Spotted Friday night at lobbyist Tony Podesta’s 65th birthday party inside the National Museum of Women in the Arts museum: wife Heather Podesta; brother, head of Center for American Progress and former co-chair of Obama’s transition team John Podesta; Speaker of the House Nancy Pelosi (D-Calif.) with husband Paul Pelosi; Sen. Tom Udall (D-N.M.); Rep. Jane Harman (D-Calif.) and husband Sidney Harman; Rep. Brad Sherman (D-Calif.); Rep. Shelley Berkley (D-Nev.); Rep. Steve Cohen (D-Tenn.); actress from television’s “thirtysomething” Polly Draper and her husband, jazz pianist Michael Wolff; Beth Dozoretz; Charlie Cook; Meredith Harman; Marlene Malek; Project on Government Oversight’s Adam Zagorin; The Washington Examiner’s Tim Carney and Tara Palmeri; NMPA’s David Israelite; and Lisa Tseng.An August Washington Post profile of Heather Podesta provided more background:
"This is a very good time to be a Democratic lobbyist . . . it's incredibly exciting to be able to engage with Democrats and really see things happen," Podesta says one afternoon at her office in one of those cool, restored red-brick buildings on E Street. "It's always a good time to be Heather Podesta."

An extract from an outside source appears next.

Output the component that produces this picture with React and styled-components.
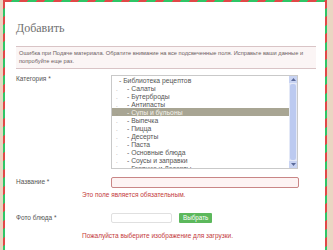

There are more than 12,500 registered lobbyists -- about 23 for every member of Congress, according to the Center for Responsive Politics -- and some are getting richer while others stagnate or even dip a bit because of all of this pesky recession talk. But those who operate at the confluence of this summer's big three legislative streams are happiest of all.
Podesta is right there in the eddy, an It Girl in a new generation of young, highly connected, built-for-the-Obama-era lobbyists. She gets an undeniable boost from a famous name -- she is the sister-in-law of John Podesta, the insider's insider who was Bill Clinton's White House chief of staff and Obama's transition director, and the wife of über-lobbyist Tony Podesta. Heather and Tony run his-and-hers lobbying shops. His grew a staggering 57 percent in the first six months of this year compared with the same period the year before, taking in $11.8 million, fourth-highest among major lobbying firms. (Full disclosure: Tony Podesta has long represented The Washington Post, which paid him $10,000 in 2009 and $80,000 the year before, according to the Center for Responsive Politics.) Her six-person shop grew even faster, rocketing 65 percent to $3.4 million.